L’Université a de quoi se consoler de déplaire aux feuilles religieuses, si ce sont là les doctrines qui leur agréent ; et elle ne doit pas s’étonner de se trouver panthéiste, s’il est une fois admis que M. Bautain ne l’est pas. Cependant, qui le croirait ? la théorie à la mode dans le clergé, que quiconque n’est pas catholique est panthéiste, a pour véritable père M. Bautain. J’en demande humblement pardon à M. l’abbé Maret ; mais il a été devancé dans la carrière par M. l’abbé Goschler que M. Bautain inspirait directement, Dans une thèse intitulée du Panthéisme, dédiée à M. Bautain, M. Goschler débute ainsi : « Le but de cette dissertation est de démontrer par le fait, en consultant l’histoire de la philosophie et ses œuvres, que, hors la doctrine fondée sur le texte sacré, tous les systèmes métaphysiques ont erré sur la première des vérités philosophiques, l’Être-Dieu, et que tous, en tout temps, depuis l’origine de la philosophie humaine qu’on pourrait dater de la confusion des langues et des esprits dans la plaine de Sennaar jusqu’à nos jours, en tous lieux, dans la vallée des Brahmes, sur les hauteurs des Parses, dans les sanctuaires de l’Égypte et dans les temples de la Grèce ; du Nil au Gange, de l’Indus au Rhin, tous ont abouti à une erreur commune et fatale : cette erreur est le panthéisme. »

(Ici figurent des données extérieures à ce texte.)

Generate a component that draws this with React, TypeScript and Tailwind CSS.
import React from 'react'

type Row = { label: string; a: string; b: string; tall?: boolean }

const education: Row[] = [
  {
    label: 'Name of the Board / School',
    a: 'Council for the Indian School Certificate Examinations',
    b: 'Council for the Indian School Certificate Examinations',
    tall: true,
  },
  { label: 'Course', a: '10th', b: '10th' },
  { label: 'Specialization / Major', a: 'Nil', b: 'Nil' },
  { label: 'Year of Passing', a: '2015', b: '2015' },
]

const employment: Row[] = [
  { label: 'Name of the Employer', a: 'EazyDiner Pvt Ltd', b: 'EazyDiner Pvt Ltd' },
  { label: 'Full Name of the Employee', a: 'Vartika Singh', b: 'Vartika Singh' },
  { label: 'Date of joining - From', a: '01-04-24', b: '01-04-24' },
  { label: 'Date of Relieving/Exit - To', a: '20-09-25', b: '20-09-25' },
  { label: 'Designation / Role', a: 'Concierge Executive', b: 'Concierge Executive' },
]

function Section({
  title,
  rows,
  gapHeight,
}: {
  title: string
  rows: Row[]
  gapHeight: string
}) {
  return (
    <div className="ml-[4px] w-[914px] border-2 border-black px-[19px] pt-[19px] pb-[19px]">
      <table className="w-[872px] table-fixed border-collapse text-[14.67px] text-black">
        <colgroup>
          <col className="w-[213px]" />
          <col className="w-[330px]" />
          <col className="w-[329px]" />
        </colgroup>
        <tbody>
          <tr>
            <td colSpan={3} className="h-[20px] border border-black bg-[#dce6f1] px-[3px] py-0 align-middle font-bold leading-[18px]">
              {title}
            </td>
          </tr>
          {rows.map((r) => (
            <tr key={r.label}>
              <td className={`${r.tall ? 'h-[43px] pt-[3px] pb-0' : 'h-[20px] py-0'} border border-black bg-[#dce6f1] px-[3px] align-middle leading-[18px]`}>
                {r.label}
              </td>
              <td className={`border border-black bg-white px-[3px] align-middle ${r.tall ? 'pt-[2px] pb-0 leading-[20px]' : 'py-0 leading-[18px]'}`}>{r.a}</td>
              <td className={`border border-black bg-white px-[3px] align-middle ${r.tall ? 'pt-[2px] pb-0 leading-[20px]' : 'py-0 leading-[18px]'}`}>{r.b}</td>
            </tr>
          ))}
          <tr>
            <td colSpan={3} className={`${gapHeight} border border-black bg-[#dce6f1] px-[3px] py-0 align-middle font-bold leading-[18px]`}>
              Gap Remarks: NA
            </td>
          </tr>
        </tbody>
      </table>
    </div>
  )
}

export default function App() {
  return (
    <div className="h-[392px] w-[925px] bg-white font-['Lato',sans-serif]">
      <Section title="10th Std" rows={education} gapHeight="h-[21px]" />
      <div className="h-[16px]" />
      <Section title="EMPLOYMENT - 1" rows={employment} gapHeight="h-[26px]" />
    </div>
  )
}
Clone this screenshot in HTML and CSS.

Il faut l’avouer, il y a quelque courage à s’embarquer de gaieté de cœur dans la démonstration d’une proposition pareille. Non que la marche qu’on s’est tracée et cette longue suite de siècles puissent effrayer la patience la plus robuste, car il y a des éruditions de tous les degrés. Mais ce résultat auquel on aspire, y a-t-on bien songé ? Et si jamais on démontre que la raison humaine, interrogée par les plus grands génies, depuis l’origine du monde, les a toujours conduits directement et fatalement au panthéisme, à qui pense-t-on porter secours par une telle découverte ? Est-ce à la foi, qui devient ainsi directement contraire à la raison ? Est-ce à la raison, qu’on avertit d’avance qu’elle ne peut échapper au panthéisme qu’en s’abdiquant elle-même et en se condamnant à la contradiction ? Cette étrange théorie n’est heureusement qu’un rêve aussi absurde que téméraire. L’église catholique peut continuer à enseigner la séparation de Dieu et du monde sans choquer la raison humaine ; quant aux philosophes, loin de regarder cette conséquence comme une condamnation de leurs principes s’ils la trouvent au bout de leurs systèmes, ils doivent se sentir de plus en plus confirmés dans la voie qu’ils ont suivie, et jouir avec une sécurité plus entière des fruits et des résultats de leur méthode.